Lured by Growth, Nigerian Fintechs Expand into East Africa

In March, it partnered with Ripple to enhance its payment infrastructure, using blockchain technology to enable faster and more cost-effective remittances across Africa.

East Africa’s appeal lies in its well-established mobile money infrastructure, led by Kenya’s M-Pesa, widely regarded as Africa’s most successful fintech platform. Mobile transactions dominate the financial landscape, creating an environment where digital payment providers can scale quickly.

Nigerian fintechs’ aggressive push into East Africa comes as cross-border trade and remittance flows within Africa expand under the African Continental Free Trade Area (AfCFTA), fuelling demand for efficient payment solutions.

Those launching eastwards are positioning themselves as complementary players, offering services beyond traditional mobile wallets, including digital lending, payment processing, and SME financing.

According to Macharia, regulatory conditions have also contributed to attracting Nigerian fintech to East Africa. Countries like Kenya and Rwanda have introduced policies encouraging digital financial services, making establishing operations easier for foreign fintech firms.

In contrast, Nigeria’s regulatory environment has posed challenges, with shifting policies and restrictions on cryptocurrency transactions, unlike in East Africa, which enjoys a lax legal regime.

Investment trends support the expansion, with venture capital funding into East African fintech surging as international investors increasingly back startups in Nairobi and Kigali.

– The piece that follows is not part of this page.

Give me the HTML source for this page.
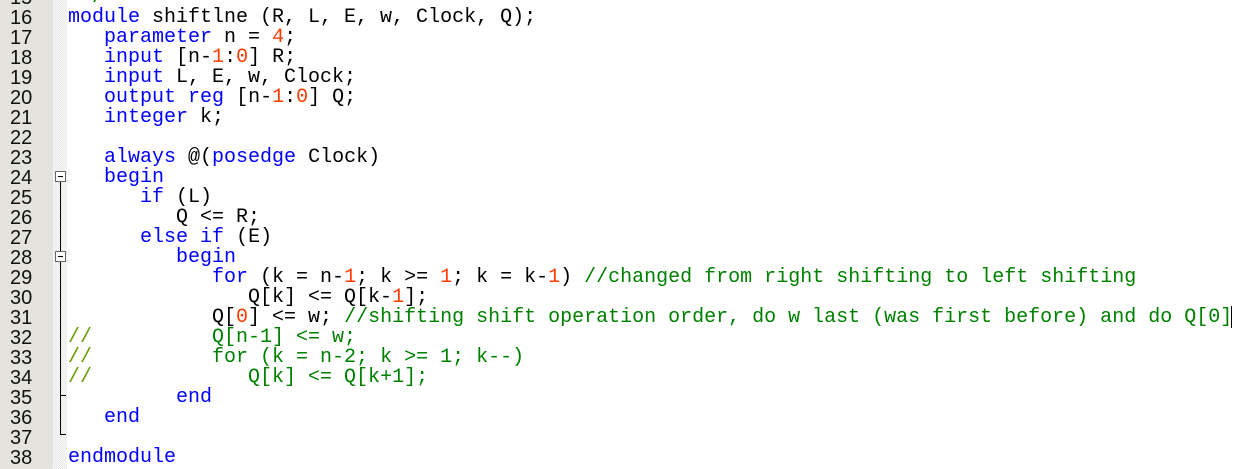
<!DOCTYPE html>
<html><head><style>
body{margin:0;width:1243px;height:469px;overflow:hidden;background:#fff;position:relative;font-family:"Liberation Mono",monospace;}
.g{position:absolute;left:0;top:0;width:53px;height:469px;background:#e4e3dd;}
.h{position:absolute;left:53px;top:0;width:14px;height:469px;background-color:#f4f4f4;background-image:repeating-conic-gradient(#e6e6e6 0 25%,#fbfbfb 0 50%);background-size:2px 2px;}
.n{position:absolute;left:10px;font-size:20px;color:#111;line-height:20px;font-family:"Liberation Sans",sans-serif;top:-12px;}
pre{margin:0;position:absolute;left:68px;top:-12px;font-size:20px;line-height:20px;color:#000;font-family:"Liberation Mono",monospace;}
.k{color:#0000ff}.r{color:#ff3c00}.c{color:#008000}.o{color:#6a9a00}
.vl{position:absolute;left:60px;width:1px;background:#000;}
.box{position:absolute;left:55px;width:11px;height:11px;border:1px solid #666;background:#fff;box-sizing:border-box;}
.box:after{content:"";position:absolute;left:2px;top:4px;width:5px;height:1px;background:#000;}
.t{position:absolute;left:60px;width:6px;height:1px;background:#000;}
.cur{position:absolute;left:1231px;top:306px;width:1px;height:22px;background:#000;}
</style></head><body>
<div class="g"></div><div class="h"></div>
<div class="n">15<br>16<br>17<br>18<br>19<br>20<br>21<br>22<br>23<br>24<br>25<br>26<br>27<br>28<br>29<br>30<br>31<br>32<br>33<br>34<br>35<br>36<br>37<br>38</div>
<div class="box" style="top:171px"></div>
<div class="vl" style="top:182px;height:253px"></div>
<div class="t" style="top:434px"></div>
<div class="box" style="top:251px"></div>
<div class="t" style="top:395px"></div>
<pre>  <span class="c">/</span>
<span class="k">module</span> shiftlne (R, L, E, w, Clock, Q);
   <span class="k">parameter</span> n = <span class="r">4</span>;
   <span class="k">input</span> [n-<span class="r">1</span>:<span class="r">0</span>] R;
   <span class="k">input</span> L, E, w, Clock;
   <span class="k">output</span> <span class="k">reg</span> [n-<span class="r">1</span>:<span class="r">0</span>] Q;
   <span class="k">integer</span> k;

   <span class="k">always</span> @(<span class="k">posedge</span> Clock)
   <span class="k">begin</span>
      <span class="k">if</span> (L)
         Q &lt;= R;
      <span class="k">else</span> <span class="k">if</span> (E)
         <span class="k">begin</span>
            <span class="k">for</span> (k = n-<span class="r">1</span>; k &gt;= <span class="r">1</span>; k = k-<span class="r">1</span>) <span class="c">//changed from right shifting to left shifting</span>
               Q[k] &lt;= Q[k-<span class="r">1</span>];
            Q[<span class="r">0</span>] &lt;= w; <span class="c">//shifting shift operation order, do w last (was first before) and do Q[0]</span>
<span class="o">//</span><span class="c">          Q[n-1] &lt;= w;</span>
<span class="o">//</span><span class="c">          for (k = n-2; k &gt;= 1; k--)</span>
<span class="o">//</span><span class="c">             Q[k] &lt;= Q[k+1];</span>
         <span class="k">end</span>
   <span class="k">end</span>

<span class="k">endmodule</span></pre>
<div class="cur"></div>
</body></html>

The influx of financing creates a natural bridge for Nigerian firms seeking cross-border partnerships. Paystack’s recent collaborations with Kenyan payment processors point to an evolving landscape in which Nigerian fintechs integrate into established networks rather than building entirely new systems.

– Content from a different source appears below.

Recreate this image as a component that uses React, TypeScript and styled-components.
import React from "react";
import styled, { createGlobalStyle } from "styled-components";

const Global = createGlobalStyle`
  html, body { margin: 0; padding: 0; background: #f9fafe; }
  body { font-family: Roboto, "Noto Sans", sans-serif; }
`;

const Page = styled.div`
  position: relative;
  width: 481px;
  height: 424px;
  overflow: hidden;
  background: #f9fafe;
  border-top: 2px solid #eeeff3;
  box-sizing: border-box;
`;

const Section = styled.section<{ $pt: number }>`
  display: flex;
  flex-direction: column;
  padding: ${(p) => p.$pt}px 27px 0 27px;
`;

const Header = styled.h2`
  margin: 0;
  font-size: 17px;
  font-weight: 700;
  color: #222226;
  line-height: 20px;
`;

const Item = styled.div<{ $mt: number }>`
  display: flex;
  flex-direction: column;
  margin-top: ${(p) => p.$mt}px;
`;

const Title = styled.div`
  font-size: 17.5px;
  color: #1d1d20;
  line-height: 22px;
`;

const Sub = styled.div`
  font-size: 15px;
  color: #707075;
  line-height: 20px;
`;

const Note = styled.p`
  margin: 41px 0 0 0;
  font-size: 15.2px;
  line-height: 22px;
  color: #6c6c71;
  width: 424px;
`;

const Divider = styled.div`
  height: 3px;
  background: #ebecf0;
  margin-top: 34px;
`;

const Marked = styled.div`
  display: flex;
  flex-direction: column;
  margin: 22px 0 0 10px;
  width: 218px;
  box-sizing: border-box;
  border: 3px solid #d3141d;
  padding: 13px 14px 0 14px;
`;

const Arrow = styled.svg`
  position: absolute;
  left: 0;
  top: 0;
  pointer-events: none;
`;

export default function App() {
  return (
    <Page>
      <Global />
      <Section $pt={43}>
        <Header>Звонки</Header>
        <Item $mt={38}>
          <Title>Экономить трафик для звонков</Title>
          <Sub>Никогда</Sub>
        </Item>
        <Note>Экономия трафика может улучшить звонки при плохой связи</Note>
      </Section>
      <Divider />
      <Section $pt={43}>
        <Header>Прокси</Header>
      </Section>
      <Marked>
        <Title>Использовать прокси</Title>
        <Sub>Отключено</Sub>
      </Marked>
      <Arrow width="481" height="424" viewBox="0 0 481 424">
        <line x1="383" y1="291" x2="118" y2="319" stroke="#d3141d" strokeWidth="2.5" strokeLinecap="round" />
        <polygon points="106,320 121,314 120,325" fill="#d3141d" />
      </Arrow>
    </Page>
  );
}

But competition remains a challenge. With well-rooted mobile money providers dominating the market, Nigerian fintechs entering East Africa must differentiate their offerings. Some firms focus on business solutions, targeting merchants and small businesses rather than individual consumers. Others, like Moniepoint, leverage banking infrastructure to support enterprise payments, aiming to carve a niche in digital financial services beyond mobile money.

Despite the momentum, risks remain. Compliance hurdles, local competition, and consumer adoption rates will influence how successfully Nigerian fintechs navigate East Africa’s fintech landscape.

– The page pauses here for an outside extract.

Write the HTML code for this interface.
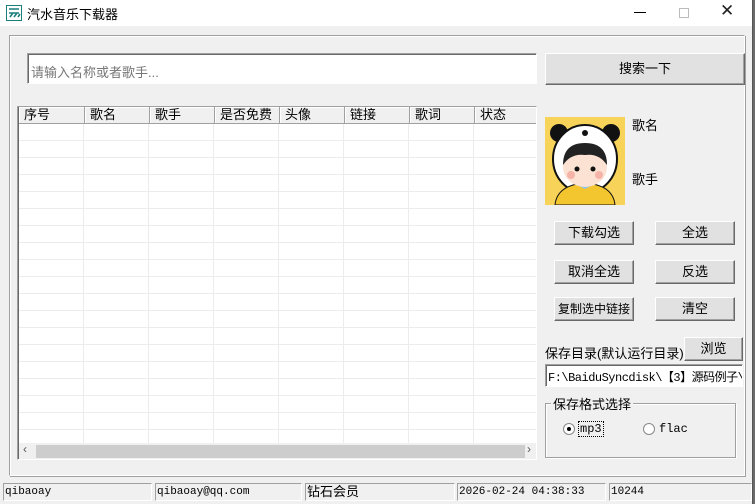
<!DOCTYPE html>
<html><head><meta charset="utf-8"><style>
*{margin:0;padding:0;box-sizing:border-box}
body{width:755px;height:504px;overflow:hidden;background:#6b6b6b;font-family:"Liberation Sans","Noto Sans CJK SC",sans-serif;font-size:12px;color:#000;position:relative}
.a{position:absolute}
.win{left:0;top:0;width:753px;height:504px;background:#f0f0f0;border-right:1px solid #555}
.title{left:0;top:0;width:752px;height:26px;background:#fff}
.btn{position:absolute;background:#e1e1e1;border:1px solid;border-color:#fff #696969 #696969 #fff;box-shadow:inset -1px -1px 0 #a0a0a0;text-align:center;font-size:13px}
.inp{position:absolute;background:#fff;border:1px solid;border-color:#a0a0a0 #fff #fff #a0a0a0;box-shadow:inset 1px 1px 0 #696969}
.hd{position:absolute;top:0;height:17px;border-right:1px solid #a0a0a0;border-bottom:1px solid #a0a0a0;background:#f0f0f0;padding-left:5px;font-size:13px;line-height:16px;box-shadow:inset 1px 1px 0 #fff}
.st{position:absolute;top:483px;height:18px;border:1px solid;border-color:#a0a0a0 #fff #fff #a0a0a0;font-family:"Liberation Mono","Noto Sans CJK SC",monospace;font-size:11px;line-height:16px;padding-left:1px}
</style></head><body>
<div class="a win"></div>
<div class="a title"></div>
<svg class="a" style="left:6px;top:5px" width="16" height="16"><rect x="0.5" y="0.5" width="15" height="15" fill="#fff" stroke="#1a7f7a"/><path d="M3 4h10M3 8h10M4 12l3-4M8 12l3-4M12 12l2-3" stroke="#1a7f7a" stroke-width="1.6" fill="none"/></svg>
<div class="a" style="left:27px;top:4px;font-size:13px">汽水音乐下载器</div>
<div class="a" style="left:634px;top:12px;width:12px;height:1px;background:#000"></div>
<div class="a" style="left:679px;top:8px;width:10px;height:10px;border:1px solid #bbb"></div>
<div class="a" style="left:720px;top:1px;font-size:17px;color:#222">✕</div>
<div class="a" style="left:9px;top:35px;width:736px;height:441px;border:1px solid;border-color:#a0a0a0 #fff #fff #a0a0a0;box-shadow:1px 1px 0 #a0a0a0, inset 1px 1px 0 #fff"></div>
<div class="inp" style="left:27px;top:53px;width:510px;height:31px"><span class="a" style="left:3px;top:8px;color:#777;font-size:13px">请输入名称或者歌手...</span></div>
<div class="btn" style="left:545px;top:53px;width:200px;height:32px;line-height:30px">搜索一下</div>
<div class="a" style="left:17px;top:106px;width:520px;height:354px;background:#fff;border:1px solid;border-color:#a0a0a0 #fff #fff #a0a0a0;box-shadow:inset 1px 1px 0 #696969;overflow:hidden">
 <div class="a" style="left:1px;top:17px;width:520px;height:320px;background:repeating-linear-gradient(to bottom,transparent 0 16px,#ececec 16px 17px),repeating-linear-gradient(to right,transparent 0 64px,#ececec 64px 65px)"></div>
 <div class="hd" style="left:1px;width:66px">序号</div>
 <div class="hd" style="left:67px;width:65px">歌名</div>
 <div class="hd" style="left:132px;width:65px">歌手</div>
 <div class="hd" style="left:197px;width:65px">是否免费</div>
 <div class="hd" style="left:262px;width:65px">头像</div>
 <div class="hd" style="left:327px;width:65px">链接</div>
 <div class="hd" style="left:392px;width:65px">歌词</div>
 <div class="hd" style="left:457px;width:65px">状态</div>
 <div class="a" style="left:1px;top:336px;width:518px;height:16px;background:#f0f0f0"></div>
 <div class="a" style="left:18px;top:338px;width:489px;height:13px;background:#cdcdcd"></div>
 <div class="a" style="left:5px;top:335px;font-size:12px;color:#555">‹</div>
 <div class="a" style="left:509px;top:335px;font-size:12px;color:#555">›</div>
</div>
<svg class="a" style="left:545px;top:117px" width="80" height="88" viewBox="0 0 80 88"><rect width="80" height="88" fill="#f7d35a"/><circle cx="14" cy="16" r="9" fill="#111"/><circle cx="66" cy="16" r="9" fill="#111"/><ellipse cx="40" cy="42" rx="32" ry="34" fill="#fff" stroke="#111" stroke-width="2"/><path d="M10 88 q2-20 30-22 q28 2 30 22z" fill="#f3c52e" stroke="#111"/><path d="M28 66h24l-12 6z" fill="#8cc4ea"/><ellipse cx="40" cy="50" rx="22" ry="20" fill="#fbe2d2"/><path d="M18 48 q0-22 22-22 q22 0 22 22 q-8-12-22-10 q-14-2-22 10z" fill="#222"/><circle cx="32" cy="52" r="2.5" fill="#111"/><circle cx="48" cy="52" r="2.5" fill="#111"/><circle cx="26" cy="58" r="4" fill="#f6b4a8"/><circle cx="54" cy="58" r="4" fill="#f6b4a8"/><circle cx="40" cy="16" r="3" fill="#111"/></svg>
<div class="a" style="left:632px;top:115px;font-size:13px">歌名</div>
<div class="a" style="left:632px;top:169px;font-size:13px">歌手</div>
<div class="btn" style="left:554px;top:221px;width:80px;height:24px;line-height:22px">下载勾选</div>
<div class="btn" style="left:655px;top:221px;width:80px;height:24px;line-height:22px">全选</div>
<div class="btn" style="left:554px;top:260px;width:80px;height:24px;line-height:22px">取消全选</div>
<div class="btn" style="left:655px;top:260px;width:80px;height:24px;line-height:22px">反选</div>
<div class="btn" style="left:554px;top:297px;width:80px;height:24px;line-height:22px;font-size:12px">复制选中链接</div>
<div class="btn" style="left:655px;top:297px;width:80px;height:24px;line-height:22px">清空</div>
<div class="a" style="left:545px;top:343px;font-size:13px">保存目录(默认运行目录)</div>
<div class="btn" style="left:684px;top:337px;width:59px;height:24px;line-height:22px">浏览</div>
<div class="inp" style="left:545px;top:364px;width:198px;height:23px;overflow:hidden;white-space:nowrap"><span class="a" style="left:2px;top:3px;font-family:'Liberation Mono','Noto Sans CJK SC',monospace;font-size:12px;letter-spacing:-0.5px">F:\BaiduSyncdisk\【3】源码例子\源</span></div>
<div class="a" style="left:545px;top:403px;width:191px;height:55px;border:1px solid #a0a0a0;box-shadow:inset 1px 1px 0 #fff,1px 1px 0 #fff"></div>
<div class="a" style="left:551px;top:394px;font-size:13px;background:#f0f0f0;padding:0 2px">保存格式选择</div>
<div class="a" style="left:563px;top:423px;width:12px;height:12px;border-radius:50%;background:#fff;border:1px solid #888"><div class="a" style="left:3px;top:3px;width:4px;height:4px;border-radius:50%;background:#000"></div></div>
<div class="a" style="left:578px;top:421px;font-family:'Liberation Mono',monospace;font-size:12px;border:1px dotted #000;padding:0 1px">mp3</div>
<div class="a" style="left:643px;top:423px;width:12px;height:12px;border-radius:50%;background:#fff;border:1px solid #888"></div>
<div class="a" style="left:659px;top:422px;font-family:'Liberation Mono',monospace;font-size:12px">flac</div>
<div class="st" style="left:3px;width:149px">qibaoay</div>
<div class="st" style="left:155px;width:147px">qibaoay@qq.com</div>
<div class="st" style="left:305px;width:150px;font-size:13px;font-family:'Liberation Sans','Noto Sans CJK SC',sans-serif">钻石会员</div>
<div class="st" style="left:457px;width:149px">2026-02-24 04:38:33</div>
<div class="st" style="left:609px;width:143px">10244</div>
</body></html>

While mobile money is dominant, alternative digital payment systems still require strong customer trust and usability. Cybersecurity and fraud prevention efforts are also top priorities as fintech operations scale.

As new partnerships emerge and competition intensifies, companies must tailor their models to local market needs while leveraging the region’s fintech-friendly policies.